In response, Granite recently met with the FCC and requested the Commission to sever the requirement for wholesale network platform services from the establishment of BDS rules:
[T]he Commission should affirmatively “delink” the wholesale platform services remedy from the Business Data Services proceeding and retain the regulatory backstop for wholesale platform services until the Commission completes an examination of the relevant market for wholesale voice platform services. We expressed the view that we would not expect incumbent LECs, other than perhaps AT&T, to oppose this change.

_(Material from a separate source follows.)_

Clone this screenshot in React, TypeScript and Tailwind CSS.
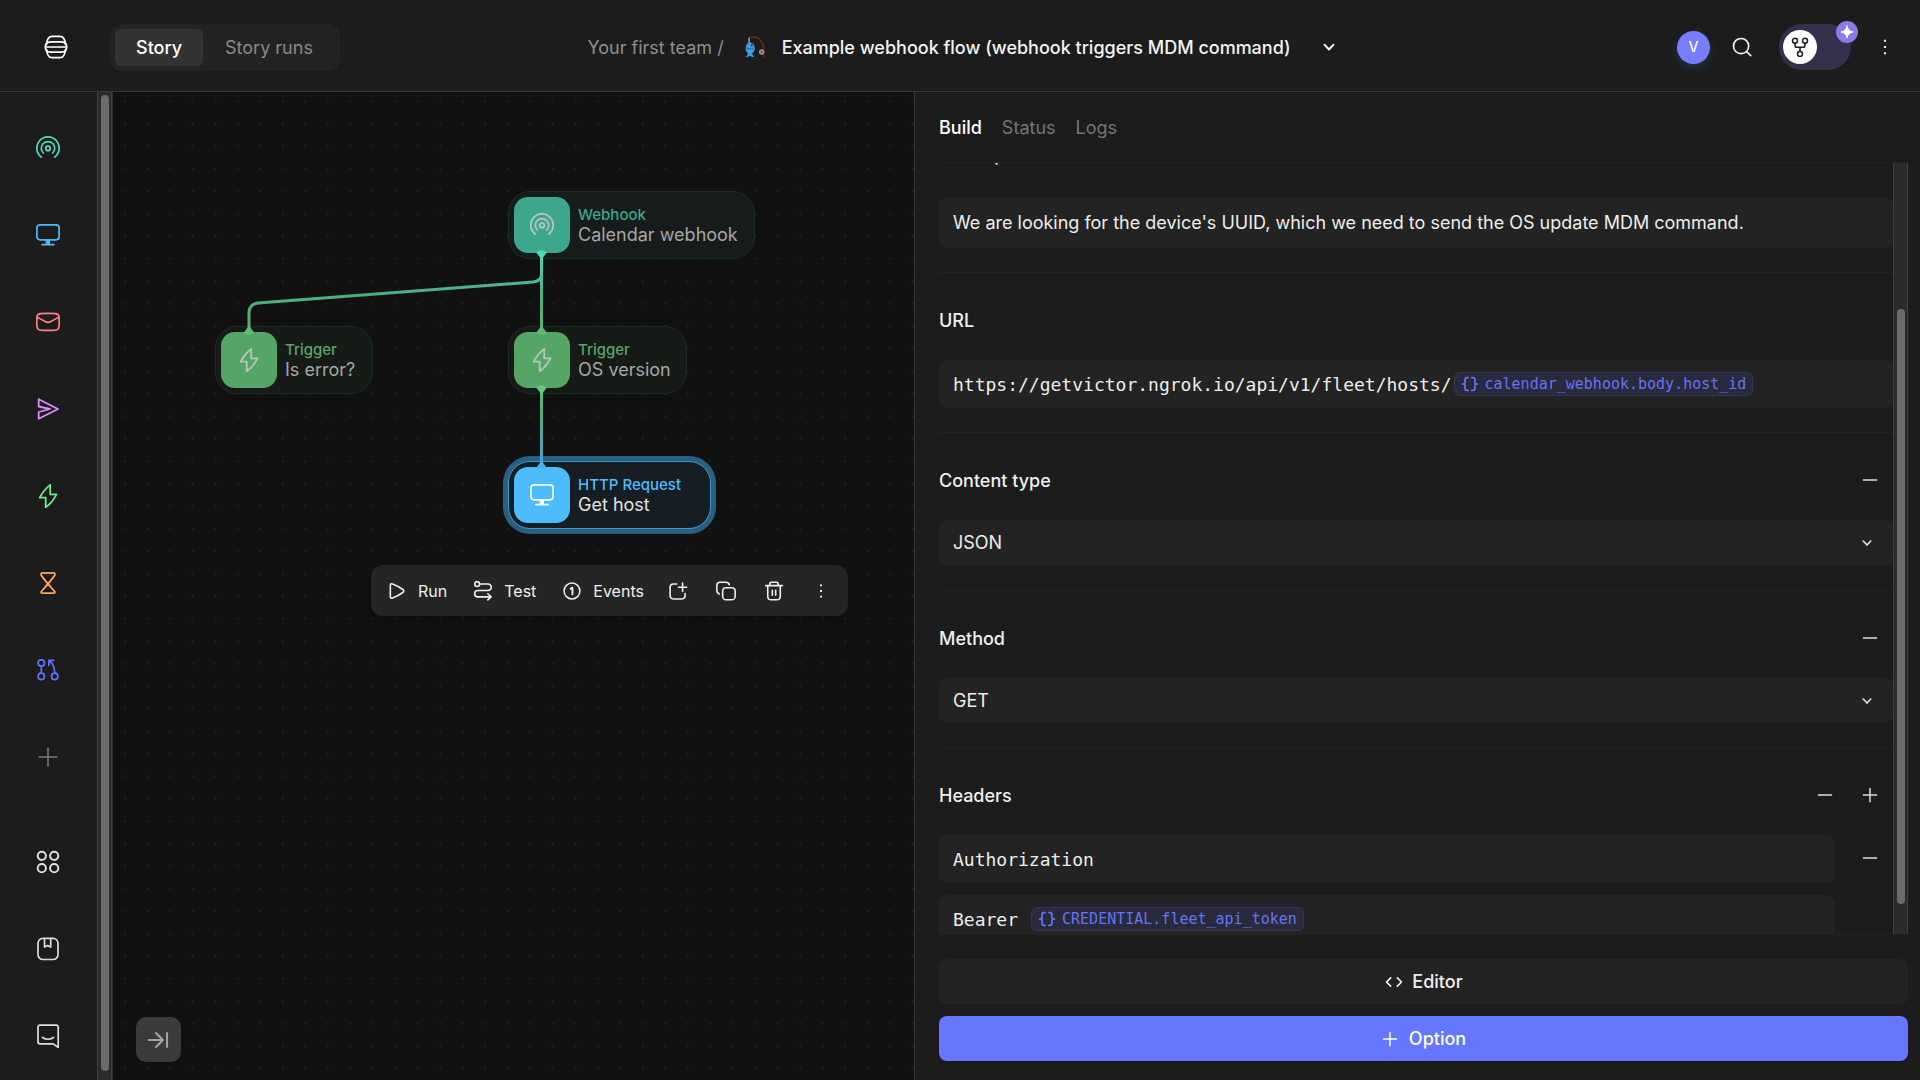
import type { ReactNode } from "react";

type IconProps = { className?: string };

function Svg({ size = 24, sw = 1.5, className = "", children }: { size?: number; sw?: number; className?: string; children: ReactNode }) {
  return (
    <svg
      width={size}
      height={size}
      viewBox="0 0 24 24"
      fill="none"
      stroke="currentColor"
      strokeWidth={sw}
      strokeLinecap="round"
      strokeLinejoin="round"
      className={`shrink-0 ${className}`}
      aria-hidden="true"
    >
      {children}
    </svg>
  );
}

const WebhookIcon = ({ className }: IconProps) => (
  <Svg className={className} sw={1.7}>
    <path d="M5.2 21A11.2 11.2 0 1 1 18.8 21" />
    <path d="M7.3 17A6.7 6.7 0 1 1 16.7 17" />
    <circle cx="12" cy="12.4" r="2.3" />
  </Svg>
);
const MonitorIcon = ({ className }: IconProps) => (
  <Svg className={className} sw={1.7}>
    <rect x="0.9" y="1.8" width="22.2" height="15" rx="3" />
    <path d="M10.5 17h3v4h-3z" fill="currentColor" strokeWidth="1" />
    <path d="M6 21.6h12" />
  </Svg>
);
const MailIcon = () => (
  <Svg sw={1.7}>
    <path d="M4.5 3.6Q12 3 19.5 3.6Q22.9 3.8 23 7Q23.4 12 23 16.5Q22.6 19.9 19.5 20.2Q12 20.7 4.5 20.2Q1.4 19.9 1 16.5Q.6 12 1 7Q1.1 3.8 4.5 3.6z" />
    <path d="M1.3 7.5Q5.5 9.2 9 11.5Q12 13.3 15 11.5Q18.5 9.2 22.7 7.5" />
  </Svg>
);
const SendIcon = () => (
  <Svg sw={1.8}>
    <path d="M2.7 2.2L22 12L2.7 21.8V15L14 12L2.7 9.5z" />
  </Svg>
);
const BoltIcon = ({ className }: IconProps) => (
  <Svg className={className} sw={1.8}>
    <path d="M14.2 0.9V10.3H20.5Q16 19 9.7 23.2V13.7H3.7Q7.5 6.2 14.2 0.9z" />
  </Svg>
);
const HourglassIcon = () => (
  <Svg sw={1.8}>
    <path d="M5.3 2.2Q12 1.6 18.7 2.2Q19.3 3 18.7 4.2Q16.5 8 5.3 20.5Q4.8 21.6 5.5 21.9Q12 22.4 18.5 21.9Q19.2 21.6 18.7 20.5Q7.5 8 5.3 4.2Q4.7 3 5.3 2.2z" />
  </Svg>
);
const BranchIcon = () => (
  <Svg sw={1.7}>
    <circle cx="5.3" cy="5" r="3.2" />
    <circle cx="5.3" cy="18.4" r="3.2" />
    <circle cx="18.7" cy="18.4" r="3.2" />
    <path d="M5.3 8.2v7" />
    <path d="M18.7 15.2C18.7 9.5 17.5 6 13.3 2.6M12.9 7.3V2.3H17.8" />
  </Svg>
);
const PlusIcon = ({ size = 24, sw = 1.5 }: { size?: number; sw?: number }) => (
  <Svg size={size} sw={sw}>
    <path d="M12 2.5v19M2.5 12h19" strokeLinecap="butt" />
  </Svg>
);
const MinusIcon = ({ size = 24, sw = 1.5 }: { size?: number; sw?: number }) => (
  <Svg size={size} sw={sw}>
    <path d="M2.5 12h19" strokeLinecap="butt" />
  </Svg>
);
const AppsIcon = () => (
  <Svg sw={2}>
    <circle cx="5.8" cy="5.8" r="4.1" />
    <circle cx="18.2" cy="5.8" r="4.1" />
    <circle cx="5.8" cy="18.2" r="4.1" />
    <circle cx="18.2" cy="18.2" r="4.1" />
  </Svg>
);
const NotebookIcon = () => (
  <Svg sw={1.7}>
    <rect x="2" y="1.3" width="20" height="21.2" rx="5" />
    <path d="M8.500 1.5V10L11.5 8.6L14.7 10V1.5" />
  </Svg>
);
const ChatIcon = () => (
  <Svg sw={1.7}>
    <path d="M4 1.1H20Q22.200 1.100 22.2 3.2V23.3L17 19.9H4Q2 19.9 2 17.7V3.2Q2 1.1 4 1.1z" />
    <path d="M6.5 13.5Q12 17 17.5 13.5" />
  </Svg>
);
const DotsIcon = ({ size = 20 }: { size?: number }) => (
  <Svg size={size}>
    <path d="M12 4.5h.01M12 12h.01M12 19.5h.01" strokeWidth="2.6" strokeLinecap="square" />
  </Svg>
);
const ChevronIcon = ({ size = 24, className }: { size?: number; className?: string }) => (
  <Svg size={size} sw={1.9} className={className}>
    <path d="M7.5 9.7l4.5 4.800l4.500-4.800" />
  </Svg>
);
const LogoIcon = () => (
  <Svg sw={1.7}>
    <path d="M2.5 9.5Q3.3 1.3 8 1.3H16Q20.7 1.3 21.5 9.5" />
    <path d="M2.5 14.5Q3.3 22.7 8 22.7H16Q20.7 22.7 21.5 14.5" />
    <path d="M2 9Q3 6.9 7 6.9H17Q21 6.9 22 9" />
    <path d="M2 15Q3 17.1 7 17.1H17Q21 17.1 22 15" />
    <path d="M2.3 9Q.2 12 2.3 15M21.7 9Q23.8 12 21.7 15M1.5 12H22.5" />
  </Svg>
);
const FishingIcon = () => (
  <svg width="22" height="24" viewBox="0 0 24 24" fill="none" aria-hidden="true" className="shrink-0">
    <path d="M6 1.500C17 -.5 23 6 21.2 22.5" stroke="#6b251d" strokeWidth="1.8" strokeLinecap="round" />
    <path d="M5.500 2V8" stroke="#c9d4da" strokeWidth="1.2" />
    <path d="M6.5 7C10.5 7.5 12.3 11 11.7 14.5C11.3 17 9.3 18.5 8.6 19.5Q10.5 21 11 23.3Q8 22.6 6.5 21.5Q4.5 23.2 1.8 23Q3.500 21 4.600 19.3C2.3 17.5 1.2 14.5 2 11.5C2.6 9 4.2 7 6.5 7z" fill="#3f9fe8" />
    <path d="M2.7 12.5Q6 16 10.8 12.8" stroke="#1f6fb5" strokeWidth="1.4" />
    <circle cx="8.5" cy="10.3" r="1.2" fill="#173a5c" />
    <circle cx="19.3" cy="17.5" r="3" fill="#8d979d" />
    <circle cx="19.3" cy="17.5" r="1.2" fill="#4a5257" />
  </svg>
);

const railTop: { label: string; color: string; icon: ReactNode }[] = [
  { label: "Webhook", color: "text-[#4ddbb8]", icon: <WebhookIcon /> },
  { label: "HTTP Request", color: "text-[#4dbcff]", icon: <MonitorIcon /> },
  { label: "Receive Email", color: "text-[#ff8080]", icon: <MailIcon /> },
  { label: "Send Email", color: "text-[#e08cff]", icon: <SendIcon /> },
  { label: "Trigger", color: "text-[#6ee787]", icon: <BoltIcon /> },
  { label: "Event Transform", color: "text-[#ffa75a]", icon: <HourglassIcon /> },
  { label: "Send to Story", color: "text-[#6074ff]", icon: <BranchIcon /> },
  { label: "More actions", color: "text-[#7c7c7c]", icon: <PlusIcon /> },
];
const railBottom: { label: string; icon: ReactNode }[] = [
  { label: "Templates", icon: <AppsIcon /> },
  { label: "Notes", icon: <NotebookIcon /> },
  { label: "Help", icon: <ChatIcon /> },
];

function Header() {
  return (
    <header className="grid h-[92px] shrink-0 grid-cols-[1fr_auto_1fr] items-center border-b border-[#383838] pt-[3px]">
      <div className="flex items-center gap-[42px] pl-11">
        <a href="#home" aria-label="Home" className="text-white">
          <LogoIcon />
        </a>
        <nav className="flex rounded-xl bg-[#232323] p-[5px]">
          <button className="h-[37px] rounded-md bg-[#333333] px-[21px] font-medium text-white">Story</button>
          <button className="h-[37px] px-[22px] text-[#8a8a8a]">Story runs</button>
        </nav>
      </div>
      <div className="flex items-center pl-2">
        <a href="#team" className="text-[#8f8f8f]">Your first team /</a>
        <span className="ml-5 flex"><FishingIcon /></span>
        <h1 className="ml-4 font-medium text-[#f2f2f2]">Example webhook flow (webhook triggers MDM command)</h1>
        <button aria-label="Story menu" className="ml-[26px] text-white">
          <ChevronIcon />
        </button>
      </div>
      <div className="flex items-center justify-end pr-[25px]">
        <button className="flex size-[33px] items-center justify-center rounded-full bg-[#767dff] text-sm font-medium text-white shadow-[0_3px_8px_#203845]">V</button>
        <button aria-label="Search" className="ml-[21px] text-[#f2f2f2]">
          <Svg size={22} sw={1.8}>
            <circle cx="11" cy="11" r="8.3" />
            <path d="M17 17l4.500 4.500" />
          </Svg>
        </button>
        <button aria-label="Build mode" className="relative ml-[26px] flex h-[46px] w-[72px] items-center rounded-full bg-[#352f4c] pl-1">
          <span className="flex size-[34px] items-center justify-center rounded-full bg-white text-[#1c1c1c]">
            <Svg size={20} sw={1.8}>
              <circle cx="6" cy="4.500" r="3" />
              <circle cx="18" cy="4.5" r="3" />
              <circle cx="12" cy="20.500" r="3" />
              <path d="M6 7.500v2.300q0 2.500 2.500 2.500h7q2.500 0 2.500-2.500v-2.300M12 12.300v5.200" />
            </Svg>
          </span>
          <span className="absolute -top-[3px] -right-[7px] flex size-[22px] items-center justify-center rounded-full bg-[#8b7be8] text-white">
            <Svg size={14} sw={0}>
              <path d="M12 1.5Q13.5 10.5 22.5 12Q13.5 13.5 12 22.5Q10.5 13.5 1.5 12Q10.5 10.5 12 1.5z" fill="currentColor" stroke="currentColor" strokeWidth="1.5" />
            </Svg>
          </span>
        </button>
        <button aria-label="More" className="ml-6 text-[#e8e8e8]">
          <DotsIcon />
        </button>
      </div>
    </header>
  );
}

function Rail() {
  return (
    <aside className="flex shrink-0">
      <div className="flex w-[97px] flex-col justify-between pt-3 pr-0.5 pb-px">
        <div className="flex flex-col">
          {railTop.map((i) => (
            <button key={i.label} aria-label={i.label} className={`flex h-[87px] items-center justify-center ${i.color}`}>
              {i.icon}
            </button>
          ))}
        </div>
        <div className="flex flex-col">
          {railBottom.map((i) => (
            <button key={i.label} aria-label={i.label} className="flex h-[87px] items-center justify-center text-[#dedede]">
              {i.icon}
            </button>
          ))}
        </div>
      </div>
      <div className="flex w-[15px] justify-center border-x border-[#404040] bg-[#2b2b2b] pt-[3px] pb-[9px]">
        <div className="w-2 rounded-full bg-[#6b6b6b]" />
      </div>
      <div className="w-px bg-[#2e2e2e]" />
    </aside>
  );
}

function Node({ kind, name, frame, tile, kindColor, nameColor, icon }: {
  kind: string; name: string; frame: string; tile: string; kindColor: string; nameColor: string; icon: ReactNode;
}) {
  return (
    <article className={`absolute flex items-center gap-2 rounded-[22px] border p-[5px] ${frame}`}>
      <div className={`flex size-14 items-center justify-center rounded-[14px] ${tile}`}>{icon}</div>
      <div className="flex flex-col whitespace-nowrap">
        <span className={`text-[15px] leading-5 font-medium ${kindColor}`}>{kind}</span>
        <span className={`leading-5 ${nameColor}`}>{name}</span>
      </div>
    </article>
  );
}

function Toolbar() {
  return (
    <div role="toolbar" className="absolute top-[473px] left-[258px] flex h-[51px] w-[477px] items-center rounded-xl bg-[#252525] pr-[18px] pl-4 text-base text-[#efefef] shadow-lg">
      <button className="flex items-center gap-[11px]">
        <Svg size={20} sw={1.9}>
          <path d="M4 5.5Q4 2.6 6.7 3.7Q14 6.5 19.5 10.5Q21 12 19.5 13.5Q14 17.5 6.7 20.3Q4 21.4 4 18.5z" />
        </Svg>
        Run
      </button>
      <button className="ml-[26px] flex items-center gap-[11px]">
        <Svg size={20} sw={1.9}>
          <circle cx="5" cy="3.6" r="2.9" />
          <path d="M8 3.6h9.5q4.3 0 4.3 3.9t-4.3 3.9H6q-4 0-4 3.8t4 3.8H21.5M17.8 15.3L21.8 19l-4 3.7" />
        </Svg>
        Test
      </button>
      <button className="ml-[26px] flex items-center gap-[11px]">
        <Svg size={20} sw={1.8}>
          <circle cx="12" cy="12" r="9.5" />
          <path d="M10.5 9.2L12.5 8V16" strokeWidth="2.3" />
        </Svg>
        Events
      </button>
      <div className="ml-auto flex items-center gap-7">
        <button aria-label="Add note">
          <Svg size={20} sw={1.9}>
            <path d="M10.5 3.500H6.500Q2.5 3.5 2.5 7.5V17.5Q2.500 21.500 6.5 21.5H16.500Q20.500 21.5 20.5 17.5V15" />
            <path d="M17.5 2.5v10M12.500 7.500h10" />
          </Svg>
        </button>
        <button aria-label="Duplicate">
          <Svg size={20} sw={1.9}>
            <rect x="8" y="8" width="15" height="14.500" rx="4" />
            <path d="M4 15.500Q1 14.500 1 11.5V5.5Q1 1.5 5 1.5H11.500Q15.500 1.500 16 4.500" />
          </Svg>
        </button>
        <button aria-label="Delete">
          <Svg size={20} sw={1.9}>
            <path d="M2 5.5H22M7 5V3.5Q7 1.5 9 1.5H15Q17 1.5 17 3.5V5M4.500 5.500V18.5Q4.5 22.5 8.5 22.5H15.5Q19.5 22.5 19.5 18.5V5.5M10 11v6M14 11v6" />
          </Svg>
        </button>
        <button aria-label="More actions">
          <DotsIcon size={18} />
        </button>
      </div>
    </div>
  );
}

function Canvas() {
  return (
    <main className="relative min-w-0 flex-1 overflow-hidden bg-[#111111]">
      <svg className="absolute inset-0 size-full" aria-hidden="true">
        <defs>
          <pattern id="dots" x="1" y="-2" width="22.5" height="22.5" patternUnits="userSpaceOnUse">
            <rect x="10.5" y="10.5" width="1.5" height="1.5" fill="#2b2b2b" />
          </pattern>
        </defs>
        <rect width="100%" height="100%" fill="url(#dots)" />
      </svg>

      <Node kind="Webhook" name="Calendar webhook" icon={<WebhookIcon />}
        frame="left-[395px] top-[99px] w-[247px] border-[#1a2d29] bg-[#151c1b]"
        tile="bg-[#3da68e] text-[#bdc4c1]" kindColor="text-[#3da68e]" nameColor="text-[#a6a6a6]" />
      <Node kind="Trigger" name="Is error?" icon={<BoltIcon />}
        frame="left-[102px] top-[234px] w-[158px] border-[#1c2b1f] bg-[#171b17]"
        tile="bg-[#55a567] text-[#bcc4bd]" kindColor="text-[#55a567]" nameColor="text-[#a6a6a6]" />
      <Node kind="Trigger" name="OS version" icon={<BoltIcon />}
        frame="left-[395px] top-[234px] w-[179px] border-[#1c2b1f] bg-[#171b17]"
        tile="bg-[#55a567] text-[#bcc4bd]" kindColor="text-[#55a567]" nameColor="text-[#a6a6a6]" />
      <Node kind="HTTP Request" name="Get host" icon={<MonitorIcon />}
        frame="left-[395px] top-[369px] w-[203px] border-[#4297cb] bg-[#161e24] ring-5 ring-[#296080]"
        tile="bg-[#4dbcff] text-white" kindColor="text-[#4dbcff]" nameColor="text-[#e2e2e2]" />

      <svg className="pointer-events-none absolute inset-0 size-full" fill="none" strokeWidth="3" aria-hidden="true">
        <defs>
          <linearGradient id="toTrigger" gradientUnits="userSpaceOnUse" x1="0" y1="161" x2="0" y2="240">
            <stop offset="0" stopColor="#4ddbb8" />
            <stop offset="0.5" stopColor="#4aae83" />
            <stop offset="1" stopColor="#58b56c" />
          </linearGradient>
          <linearGradient id="toHttp" gradientUnits="userSpaceOnUse" x1="0" y1="296" x2="0" y2="375">
            <stop offset="0" stopColor="#5fc277" />
            <stop offset="0.35" stopColor="#56a878" />
            <stop offset="1" stopColor="#489fda" />
          </linearGradient>
        </defs>
        <path d="M428.5 161V240" stroke="url(#toTrigger)" />
        <path d="M428.5 161V182Q428.5 189 420 190L145 211Q136 212 136 221V240" stroke="url(#toTrigger)" />
        <path d="M428.5 296V375" stroke="url(#toHttp)" />
        <g strokeWidth="0">
          <path d="M423 160.5Q428.5 156 434 160.5L429.5 166H427.5z" fill="#4ddbb8" />
          <path d="M423 295.5Q428.5 291 434 295.5L429.5 301H427.5z" fill="#62c97a" />
          <path d="M423 241L427.5 235H429.5L434 241Q428.5 245 423 241z" fill="#5fba72" />
          <path d="M130.5 241L135 235H137L141.5 241Q136 245 130.5 241z" fill="#5fba72" />
          <path d="M423 376L427.5 370H429.5L434 376z" fill="#48aeee" />
        </g>
      </svg>

      <Toolbar />

      <button aria-label="Collapse panel" className="absolute bottom-[18px] left-[23px] flex size-[45px] items-center justify-center rounded-[10px] bg-[#3b3b3b] text-[#a3a3a3]">
        <Svg size={24} sw={2.1}>
          <path d="M2 12H15.500M9 5L16 12L9 19M20 5V19" />
        </Svg>
      </button>
    </main>
  );
}

const divider = "border-b border-[#232323]";

function SectionHead({ id, title, children }: { id: string; title: string; children?: ReactNode }) {
  return (
    <div className="mb-[17px] flex h-[46px] items-center justify-between">
      <label htmlFor={id} className="font-medium text-[#efefef]">{title}</label>
      <div className="flex gap-[21px] pr-[11px] text-[#dcdcdc]">{children}</div>
    </div>
  );
}

function IconButton({ label, children }: { label: string; children: ReactNode }) {
  return (
    <button aria-label={label} className="flex size-6 items-center justify-center">
      {children}
    </button>
  );
}

function Chip({ children }: { children: ReactNode }) {
  return (
    <button className="flex h-6 items-center gap-1.5 rounded-md border border-[#33345a] bg-[#292a3b] px-1.5 text-[15px] text-[#6374f5]">
      <Svg size={18} sw={2.3}>
        <path d="M9.5 3.5H8Q5.5 3.5 5.5 6V9.5Q5.5 12 2 12Q5.5 12 5.5 14.5V18Q5.5 20.5 8 20.5H9.5M14.5 3.5H16Q18.5 3.5 18.5 6V9.5Q18.5 12 22 12Q18.500 12 18.500 14.5V18Q18.5 20.5 16 20.5H14.5" />
      </Svg>
      {children}
    </button>
  );
}

function Select({ id, value, options }: { id: string; value: string; options: string[] }) {
  return (
    <div className="relative flex items-center">
      <select id={id} defaultValue={value} className="h-[45px] w-full appearance-none rounded-lg bg-[#232323] px-[14px] text-[#ededed]">
        {options.map((o) => (
          <option key={o}>{o}</option>
        ))}
      </select>
      <ChevronIcon size={20} className="pointer-events-none absolute right-4 text-[#e8e8e8]" />
    </div>
  );
}

const mono = "font-['DejaVu_Sans_Mono',monospace]";
const field = "flex h-12 items-center rounded-lg bg-[#232323] px-[14px] text-[#ededed]";

function Panel() {
  return (
    <section className="flex w-[1006px] max-w-[60%] shrink-0 flex-col border-l border-[#383838] pr-3 pl-6">
      <nav className={`flex h-[71px] shrink-0 items-center gap-5 ${divider}`}>
        <button className="font-medium text-white">Build</button>
        <button className="text-[#757575]">Status</button>
        <button className="text-[#757575]">Logs</button>
      </nav>

      <div className={`flex min-h-0 flex-1 overflow-hidden ${divider}`}>
        <div className="-mt-8 min-w-0 flex-1">
          <div className={`pb-6 ${divider}`}>
            <div className="pb-[3px]">
              <SectionHead id="description" title="Description" />
            </div>
            <input id="description" defaultValue="We are looking for the device's UUID, which we need to send the OS update MDM command." className="block h-[51px] w-full rounded-lg bg-[#232323] px-[14px] text-[#ededed]" />
          </div>
          <div className={`py-6 ${divider}`}>
            <SectionHead id="url" title="URL" />
            <div className={`${field} ${mono}`}>
              <input id="url" defaultValue="https://getvictor.ngrok.io/api/v1/fleet/hosts/" className="mr-0.5 field-sizing-content bg-transparent" />
              <Chip>calendar_webhook.body.host_id</Chip>
            </div>
          </div>
          <div className={`pt-6 pb-[25px] ${divider}`}>
            <SectionHead id="content-type" title="Content type">
              <IconButton label="Remove content type"><MinusIcon size={18} sw={2} /></IconButton>
            </SectionHead>
            <Select id="content-type" value="JSON" options={["JSON", "Form", "Data"]} />
          </div>
          <div className={`py-6 ${divider}`}>
            <SectionHead id="method" title="Method">
              <IconButton label="Remove method"><MinusIcon size={18} sw={2} /></IconButton>
            </SectionHead>
            <Select id="method" value="GET" options={["GET", "POST", "PUT", "PATCH", "DELETE"]} />
          </div>
          <div className="py-6">
            <SectionHead id="header-name" title="Headers">
              <IconButton label="Remove headers"><MinusIcon size={18} sw={2} /></IconButton>
              <IconButton label="Add header"><PlusIcon size={18} sw={2} /></IconButton>
            </SectionHead>
            <div className="flex">
              <div className="flex min-w-0 flex-1 flex-col gap-3">
                <input id="header-name" defaultValue="Authorization" className={`${field} ${mono}`} />
                <div className={`${field} ${mono}`}>
                  <input aria-label="Header value" defaultValue="Bearer" className="mr-[13px] field-sizing-content bg-transparent" />
                  <Chip>CREDENTIAL.fleet_api_token</Chip>
                </div>
              </div>
              <div className="flex w-[58px] justify-end pt-[11px] pr-[11px] text-[#dcdcdc]">
                <IconButton label="Remove Authorization header"><MinusIcon size={18} sw={2} /></IconButton>
              </div>
            </div>
          </div>
        </div>
        <div className="flex w-[15px] shrink-0 justify-center border-x border-[#404040] bg-[#2b2b2b] pt-[146px] pb-[30px]">
          <div className="w-2 rounded-full bg-[#6b6b6b]" />
        </div>
      </div>

      <div className="flex shrink-0 flex-col gap-3 pt-6 pb-[19px]">
        <button className="flex h-[45px] items-center justify-center gap-2 rounded-lg bg-[#232323] font-medium text-[#f0f0f0]">
          <Svg size={20} sw={2}>
            <path d="M8 7L3 12L8 17M16 7L21 12L16 17" />
          </Svg>
          Editor
        </button>
        <button className="flex h-[45px] items-center justify-center gap-2.5 rounded-lg bg-[#6577ff] font-medium text-white">
          <PlusIcon size={18} sw={1.9} />
          Option
        </button>
      </div>
    </section>
  );
}

export default function App() {
  return (
    <div className="flex h-screen flex-col overflow-hidden bg-[#1c1c1c] font-[Inter,sans-serif] text-[18px]">
      <Header />
      <div className="flex min-h-0 flex-1">
        <Rail />
        <Canvas />
        <Panel />
      </div>
    </div>
  );
}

Finally, we explained that the appropriate conclusion of the proceeding concerning the wholesale voice platform would be to ensure that the incumbent LECs charge just, reasonable, and not unjustly or unreasonably discriminatory rates for those services to wholesale customers (FCC Docket 13-5, Granite Ex Parte letter, filed September 22, 2016 at p. 2).
Granite is correct. The FCC should never have tied wholesale platform services to dedicated services and should use the BDS Order to cut the connection. Going forward, there is little justification for the Commission to suddenly transform a commercial service such as the wholesale network platform into one that is required by law. However, this service is unlikely to suddenly be discontinued.
The wholesale platform services were offered by Verizon and AT&T on a commercial basis before the Technology Transitions Order made them mandatory because they made competitive sense to those carriers. The completion of the BDS proceeding should have no impact on the economic viability of this service.
To protect themselves, however, CLECs purchasing the wholesale network platform should meet with their providers to ensure the platform will continue to be offered on a commercial basis. At the very least CLECs should make sure their current contract (which any FCC Order is unlikely to disturb) does not include a change of law provision. Keep in mind, the BDS Order is likely to be released before the end of 2016 with an early 2017 effective date.